第21話 調停③
父が離婚を躊躇っているのは、人のせいにしたいためだからだ。彼にはそれがわかっていた。父は当然のように〝お前のせいで〟と口の端々から漏らした。この男に判断という言葉はないのだと彼は思って笑ってやった。京子は既にいてもいなくても変わらなかった。彼の中で母親という人はもういなかった。あの人は誰だったのだろうかという記憶だけがあった。しかしそう思いながらも彼の身体に母親の血が混ざっているという事実だけは変えられなかった。
父はある晩、項垂れた身体を床に付けた時、彼のことをこう言ったのだ。
「お前は間違って生まれてきたんだ」
彼は驚いた。戸惑いながら、しばらく何も言い返せなかった。

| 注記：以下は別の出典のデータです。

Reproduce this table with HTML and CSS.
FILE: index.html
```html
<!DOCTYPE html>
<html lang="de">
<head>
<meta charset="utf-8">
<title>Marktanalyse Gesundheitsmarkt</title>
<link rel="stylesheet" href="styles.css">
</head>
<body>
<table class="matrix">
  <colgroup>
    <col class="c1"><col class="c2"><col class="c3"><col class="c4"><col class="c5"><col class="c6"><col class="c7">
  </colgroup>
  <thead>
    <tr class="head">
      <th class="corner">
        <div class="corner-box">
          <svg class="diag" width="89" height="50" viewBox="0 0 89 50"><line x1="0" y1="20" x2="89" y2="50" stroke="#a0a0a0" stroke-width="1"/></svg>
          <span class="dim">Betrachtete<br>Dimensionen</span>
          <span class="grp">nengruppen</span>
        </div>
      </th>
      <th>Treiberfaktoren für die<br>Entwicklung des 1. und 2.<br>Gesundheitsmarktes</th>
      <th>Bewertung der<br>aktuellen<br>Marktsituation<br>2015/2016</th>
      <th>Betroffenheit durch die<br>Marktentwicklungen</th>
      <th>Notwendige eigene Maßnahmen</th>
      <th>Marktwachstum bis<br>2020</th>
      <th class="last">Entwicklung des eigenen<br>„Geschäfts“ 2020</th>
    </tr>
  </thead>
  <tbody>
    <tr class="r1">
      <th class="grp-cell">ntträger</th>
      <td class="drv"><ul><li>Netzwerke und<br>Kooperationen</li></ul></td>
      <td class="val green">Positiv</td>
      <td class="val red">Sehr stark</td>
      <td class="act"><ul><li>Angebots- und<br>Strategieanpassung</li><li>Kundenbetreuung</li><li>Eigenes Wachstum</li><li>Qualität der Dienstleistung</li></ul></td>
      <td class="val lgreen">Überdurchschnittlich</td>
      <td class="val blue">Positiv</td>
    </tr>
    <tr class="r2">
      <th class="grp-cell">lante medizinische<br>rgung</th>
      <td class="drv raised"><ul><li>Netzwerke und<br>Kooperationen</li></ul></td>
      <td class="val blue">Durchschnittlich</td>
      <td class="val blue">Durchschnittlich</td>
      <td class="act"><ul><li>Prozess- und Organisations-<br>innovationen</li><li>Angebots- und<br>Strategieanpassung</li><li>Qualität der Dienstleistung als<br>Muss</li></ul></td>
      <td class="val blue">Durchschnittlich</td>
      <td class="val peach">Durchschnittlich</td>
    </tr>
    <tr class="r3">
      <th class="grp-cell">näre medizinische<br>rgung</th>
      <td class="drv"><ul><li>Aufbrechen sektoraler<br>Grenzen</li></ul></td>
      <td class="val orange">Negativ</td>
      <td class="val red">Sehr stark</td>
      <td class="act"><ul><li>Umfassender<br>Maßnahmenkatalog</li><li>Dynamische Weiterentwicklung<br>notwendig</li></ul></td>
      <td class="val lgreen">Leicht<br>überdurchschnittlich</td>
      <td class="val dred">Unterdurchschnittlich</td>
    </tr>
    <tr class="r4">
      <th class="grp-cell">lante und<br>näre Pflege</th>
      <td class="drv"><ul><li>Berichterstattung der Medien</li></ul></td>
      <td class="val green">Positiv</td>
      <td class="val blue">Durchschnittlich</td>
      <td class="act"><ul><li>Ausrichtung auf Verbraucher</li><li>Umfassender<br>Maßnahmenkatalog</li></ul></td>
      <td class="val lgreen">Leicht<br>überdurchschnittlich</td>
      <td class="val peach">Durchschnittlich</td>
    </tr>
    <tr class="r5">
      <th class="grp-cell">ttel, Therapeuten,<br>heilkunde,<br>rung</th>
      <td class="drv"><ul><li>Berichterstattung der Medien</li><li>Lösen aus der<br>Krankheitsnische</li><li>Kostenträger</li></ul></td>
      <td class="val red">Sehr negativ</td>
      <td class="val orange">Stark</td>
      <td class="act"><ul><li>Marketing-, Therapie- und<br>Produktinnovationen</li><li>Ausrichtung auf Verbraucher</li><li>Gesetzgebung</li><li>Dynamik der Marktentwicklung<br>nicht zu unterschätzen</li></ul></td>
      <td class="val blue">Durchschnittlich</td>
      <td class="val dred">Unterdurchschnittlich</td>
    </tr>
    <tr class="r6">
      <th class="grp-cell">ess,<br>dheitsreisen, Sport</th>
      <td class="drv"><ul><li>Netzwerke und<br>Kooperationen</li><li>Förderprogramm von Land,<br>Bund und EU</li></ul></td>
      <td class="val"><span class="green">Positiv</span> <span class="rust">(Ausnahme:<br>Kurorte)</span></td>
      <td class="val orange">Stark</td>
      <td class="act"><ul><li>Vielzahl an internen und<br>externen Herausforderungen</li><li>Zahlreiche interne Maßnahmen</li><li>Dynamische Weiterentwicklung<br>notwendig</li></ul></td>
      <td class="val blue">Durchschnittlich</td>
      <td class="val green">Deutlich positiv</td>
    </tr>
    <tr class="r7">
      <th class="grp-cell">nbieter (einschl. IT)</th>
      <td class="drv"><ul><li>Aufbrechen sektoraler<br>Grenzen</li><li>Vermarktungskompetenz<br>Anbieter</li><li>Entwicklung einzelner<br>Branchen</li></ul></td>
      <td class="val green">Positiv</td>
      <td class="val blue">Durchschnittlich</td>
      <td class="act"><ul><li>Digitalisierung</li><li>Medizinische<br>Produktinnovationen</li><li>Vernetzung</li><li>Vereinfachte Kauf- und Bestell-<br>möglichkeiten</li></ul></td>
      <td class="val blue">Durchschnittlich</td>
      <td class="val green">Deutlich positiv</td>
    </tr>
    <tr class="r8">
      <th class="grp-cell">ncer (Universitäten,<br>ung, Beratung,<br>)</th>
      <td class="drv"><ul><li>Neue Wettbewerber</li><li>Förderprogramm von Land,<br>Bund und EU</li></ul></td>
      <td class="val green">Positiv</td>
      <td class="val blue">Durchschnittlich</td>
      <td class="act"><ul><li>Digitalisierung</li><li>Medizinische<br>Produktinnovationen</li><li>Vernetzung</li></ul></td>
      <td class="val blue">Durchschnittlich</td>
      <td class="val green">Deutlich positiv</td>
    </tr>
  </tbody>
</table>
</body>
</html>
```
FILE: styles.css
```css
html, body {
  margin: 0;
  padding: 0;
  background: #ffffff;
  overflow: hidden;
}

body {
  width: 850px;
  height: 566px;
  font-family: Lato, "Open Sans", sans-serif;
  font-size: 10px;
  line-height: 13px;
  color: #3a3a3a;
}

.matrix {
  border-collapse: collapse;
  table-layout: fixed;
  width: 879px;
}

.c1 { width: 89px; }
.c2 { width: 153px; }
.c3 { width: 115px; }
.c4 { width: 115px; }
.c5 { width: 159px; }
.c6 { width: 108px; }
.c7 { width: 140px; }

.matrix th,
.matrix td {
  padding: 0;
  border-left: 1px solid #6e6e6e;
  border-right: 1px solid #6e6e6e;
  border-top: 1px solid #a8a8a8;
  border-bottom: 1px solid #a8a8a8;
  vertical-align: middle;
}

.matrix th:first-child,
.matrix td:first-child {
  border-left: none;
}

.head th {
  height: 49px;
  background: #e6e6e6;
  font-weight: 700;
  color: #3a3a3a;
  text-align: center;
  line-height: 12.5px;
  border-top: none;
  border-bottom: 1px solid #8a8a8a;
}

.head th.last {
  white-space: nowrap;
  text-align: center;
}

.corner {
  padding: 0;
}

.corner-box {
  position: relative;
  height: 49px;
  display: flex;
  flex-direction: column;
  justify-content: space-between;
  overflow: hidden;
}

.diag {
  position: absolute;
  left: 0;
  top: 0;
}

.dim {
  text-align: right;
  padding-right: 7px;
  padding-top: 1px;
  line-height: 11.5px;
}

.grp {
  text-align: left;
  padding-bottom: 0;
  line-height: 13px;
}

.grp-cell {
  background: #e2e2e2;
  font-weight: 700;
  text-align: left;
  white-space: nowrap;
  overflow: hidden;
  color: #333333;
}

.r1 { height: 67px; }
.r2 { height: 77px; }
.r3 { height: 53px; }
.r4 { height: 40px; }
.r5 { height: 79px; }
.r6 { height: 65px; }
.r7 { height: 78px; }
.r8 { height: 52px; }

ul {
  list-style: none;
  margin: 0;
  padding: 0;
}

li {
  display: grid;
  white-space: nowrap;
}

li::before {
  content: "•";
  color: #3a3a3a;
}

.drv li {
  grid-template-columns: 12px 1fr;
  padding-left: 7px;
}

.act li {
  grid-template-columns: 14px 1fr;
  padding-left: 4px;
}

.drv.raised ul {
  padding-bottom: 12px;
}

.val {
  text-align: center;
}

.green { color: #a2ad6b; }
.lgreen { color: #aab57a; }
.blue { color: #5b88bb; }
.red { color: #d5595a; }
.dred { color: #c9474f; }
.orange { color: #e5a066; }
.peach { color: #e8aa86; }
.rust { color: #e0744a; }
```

どうして父が私を責めることができるのか、訳も分からなかった。 しかしこれもこの親の自分本位の現れにすぎないことであることは確かだった。
父は床に入って背を向けたまま黙っている。
「もう、死んでもいいか?」
「——バカ」
京子は父の年金の半分と、これからの生活費の一部として700万を渡すようにとだけ弁護士を介して言った。父もそれで折れて年金の半分は京子の権利になった。彼はそんな権利を京子に与えることすら、もったいないと感じた。家や家族を捨てた人間に生きる意味があるだろうかと思った。そんな人間が生きていることすら恥ずかしく思えた。そして、彼はそんな母親とは二度と会うことはないと思った。
離婚調停の間に母方の親戚の叔父さんが亡くなった。叔父さんは京子の姉の良人だった。
「叔父さんが死んだって」
「癌だったんだろう。知ってるよ。お前、焼香あげになんか行くつもりなのかよ」
「一応、世話になったから、叔父さんには。行かないと逆に気持ち悪いでしょう」
幸助と父は京子の姉のその良人と面識があったために、焼香だけあげに行くことにした。